Diodes let current flow in one direction, but not the other, and always drop the same voltage across them no matter the src voltage.

Diodes drop the same voltage across them no matter the voltage source rating. So, for example, silicon diode needs about 0.7V to fwd bias, but won't let the voltage drop across it exceed this. So if you don't protect it with a resistor it will allow too much current to flow an potentially overheat!

### References

- Diodes and Diode Circuits.
- Accounting for LED resistance, StackExchange.

## 555 Timer

The total resistance R_{A} + R_{B} will determine the time it takes
for the transistor to charge, assuming we keep capacitance constant.

Recall charge time for a cap to charge to 63% of the voltage across is is $\tau = RC$. So by varying either the resistors or the capacitor the period of the pulse train output on pin 3 can be varied.

## Bipolar Transistors

NPN transistors consist of two N-type (negatively doped - excess electroncs) silicon "chunks"
sandwiching a P-type (positively doped - exess holes or lacking electrons) as shown below. They are
**current controlled**.

By forward biasing the emitter to base junction with even a small current, the transistor's resistance between the emitter and collector quickly decreses, allowing a relatively large current to from from the emitter to collector.

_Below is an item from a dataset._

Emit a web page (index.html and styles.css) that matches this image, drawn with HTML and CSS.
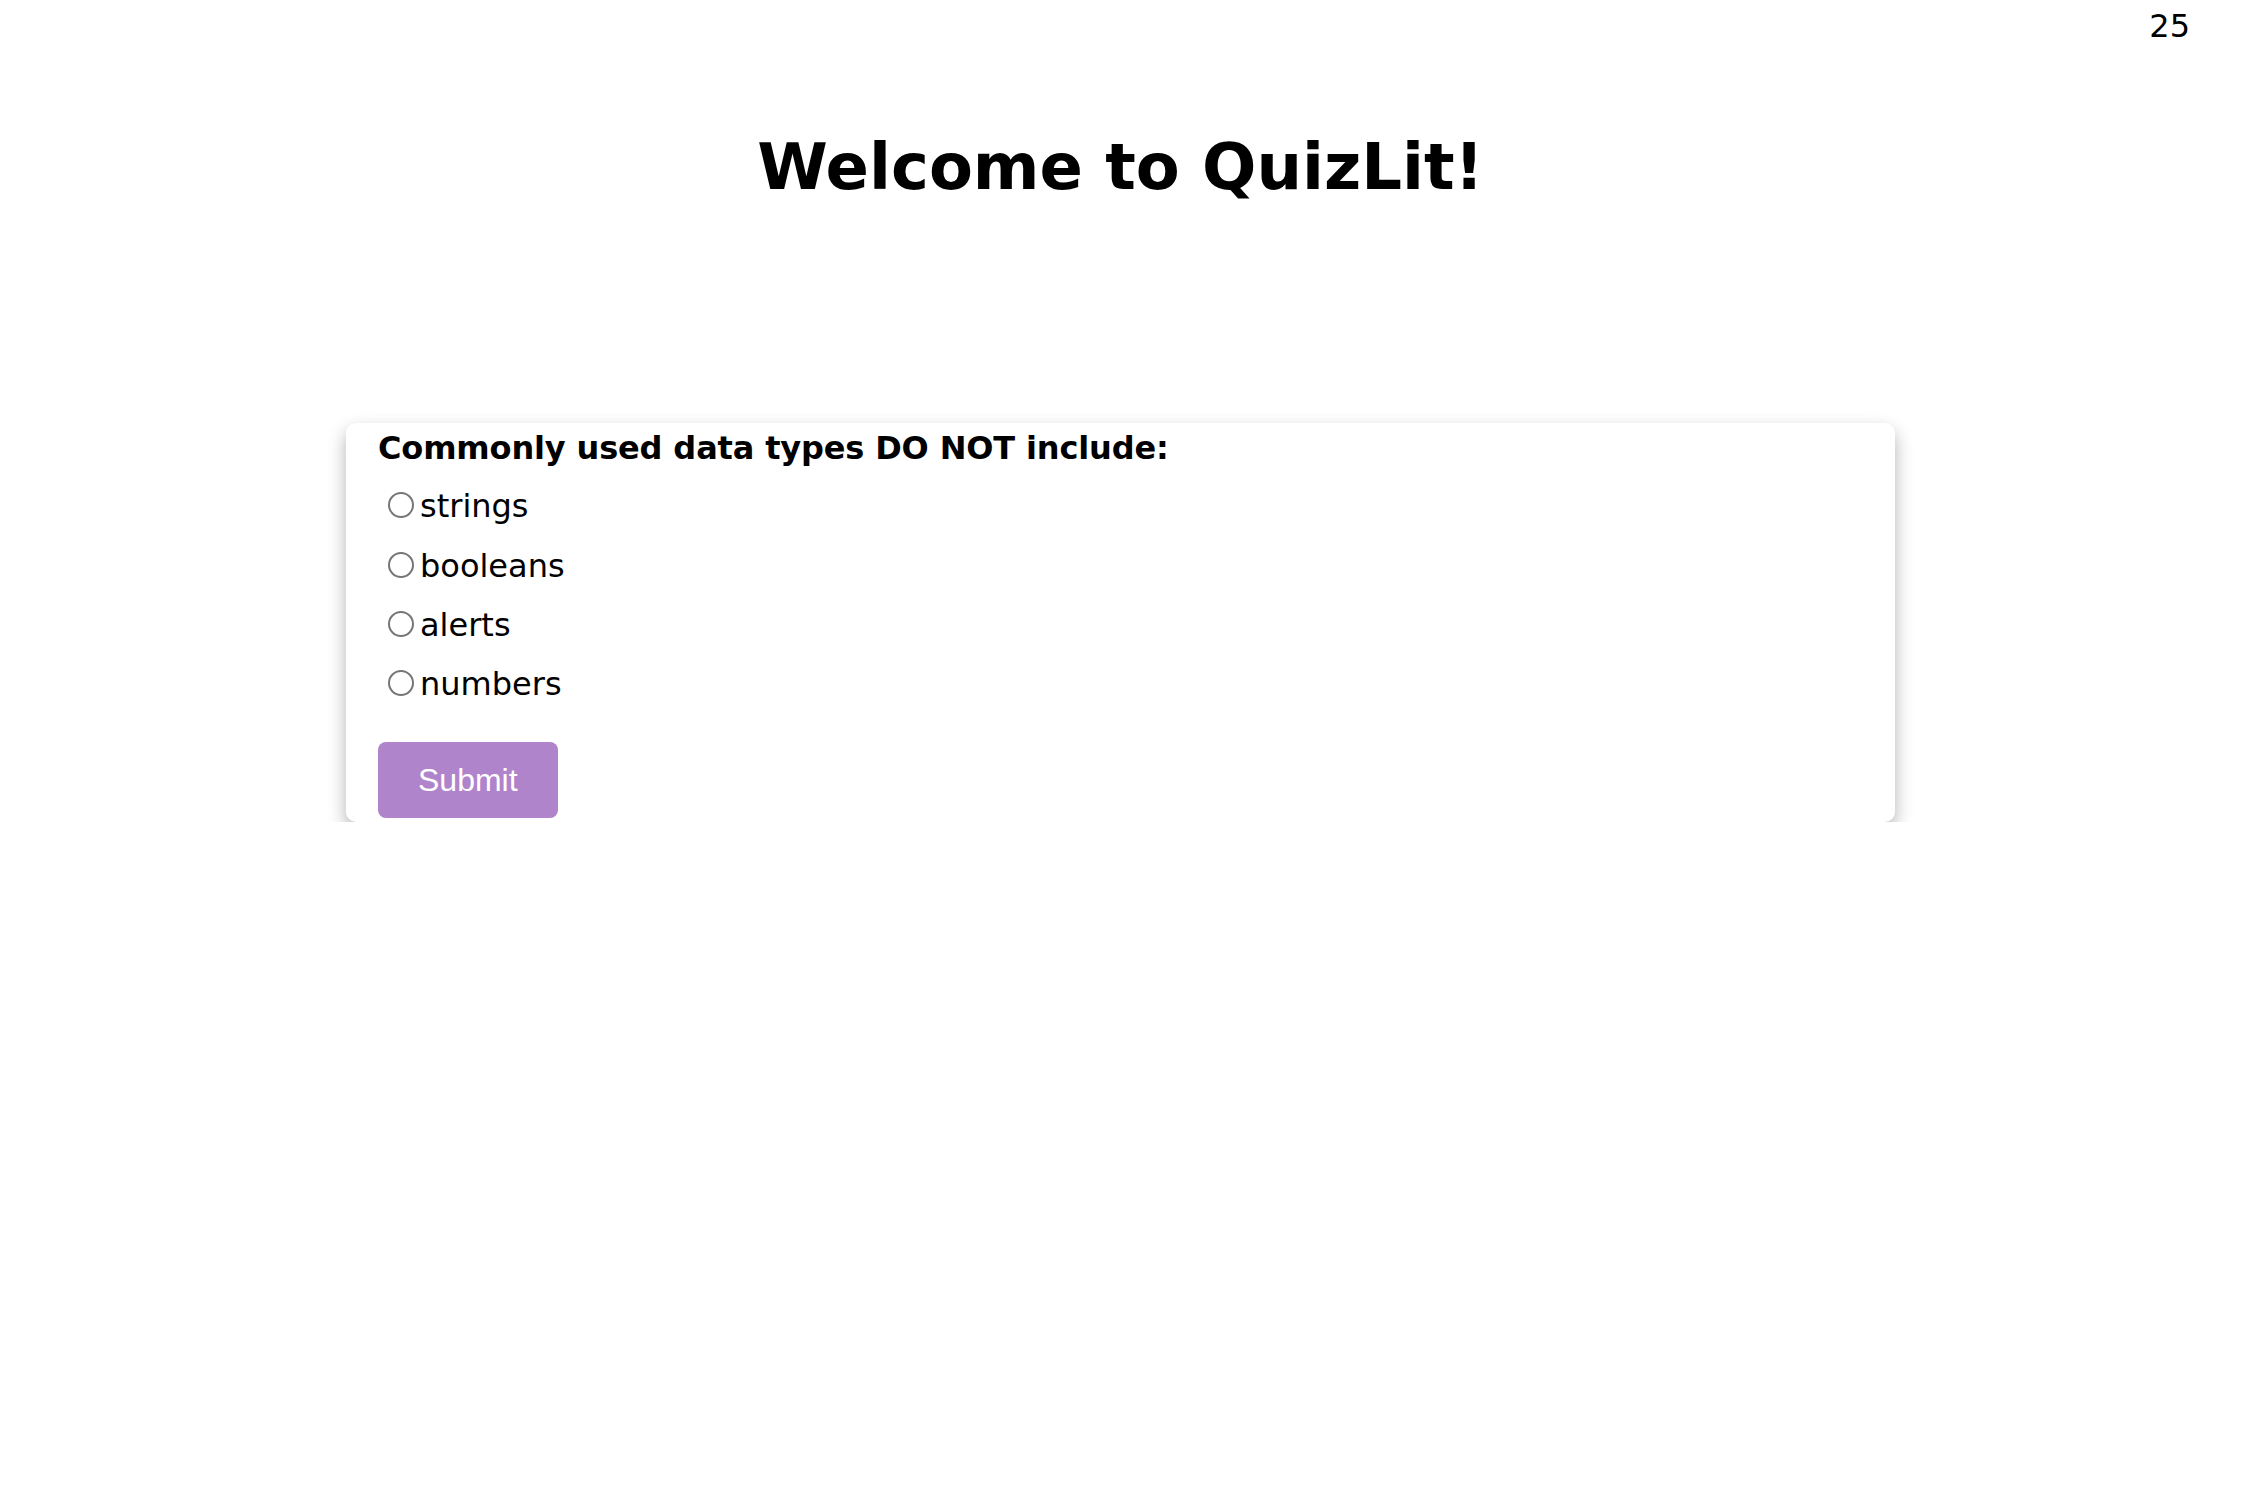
FILE: index.html
```html
<!DOCTYPE html>
<html lang="en">
<head>
<meta charset="utf-8">
<title>QuizLit</title>
<link rel="stylesheet" href="styles.css">
</head>
<body>
<header class="topbar">
  <span class="timer">25</span>
</header>
<h1 class="title">Welcome to QuizLit!</h1>
<main class="card">
  <p class="question">Commonly used data types DO NOT include:</p>
  <label class="option"><input type="radio" name="answer" value="strings">strings</label>
  <label class="option"><input type="radio" name="answer" value="booleans">booleans</label>
  <label class="option"><input type="radio" name="answer" value="alerts">alerts</label>
  <label class="option"><input type="radio" name="answer" value="numbers">numbers</label>
  <button class="submit" type="button">Submit</button>
</main>
</body>
</html>
```

FILE: styles.css
```css
html, body {
  margin: 0;
  padding: 0;
  background: #ffffff;
}

body {
  font-family: "DejaVu Sans", Verdana, sans-serif;
  color: #000000;
  padding-right: 5px;
}

.topbar {
  display: flex;
  justify-content: flex-end;
  padding: 7px 51px 0 0;
  font-size: 32px;
  line-height: 38px;
}

.title {
  margin: 85px 0 0;
  text-align: center;
  font-size: 64px;
  line-height: 74px;
  font-weight: bold;
}

.card {
  width: 1549px;
  margin: 219px auto 0;
  box-sizing: border-box;
  padding: 6px 32px 4px;
  background: #ffffff;
  border-radius: 10px;
  box-shadow: 0 8px 18px 0 rgba(0, 0, 0, 0.3);
  display: flex;
  flex-direction: column;
  align-items: flex-start;
}

.question {
  margin: 0;
  font-size: 32px;
  line-height: 38px;
  font-weight: bold;
  letter-spacing: -0.15px;
}

.option {
  margin-top: 21.4px;
  font-size: 32px;
  line-height: 38px;
}

.question + .option {
  margin-top: 20.3px;
}

.option input {
  appearance: none;
  -webkit-appearance: none;
  display: inline-block;
  vertical-align: baseline;
  box-sizing: border-box;
  width: 26px;
  height: 26px;
  margin: 0 6px -1px 10px;
  border: 2px solid #767676;
  border-radius: 50%;
  background: #ffffff;
}

.submit {
  margin-top: 39px;
  padding: 19px 40px;
  font-family: "Liberation Sans", Arial, sans-serif;
  font-size: 32px;
  line-height: 38px;
  color: #ffffff;
  background: #af84cb;
  border: none;
  border-radius: 8px;
  cursor: pointer;
}
```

NPN transistors can typically handle up to about 0.8 A. Thus, they are **low current**
devices. For large currents MOSFETs are used (later section).

**Saturation region** is where the maximum collector current flows and the transistor
is basically a closed switch from collector to emitter.

**Active mode / region** is where there is an almost lear relationship between the
terminal currents at the base, collector and emitter.

**Cut-off region** is where the transistor acts like an open switch.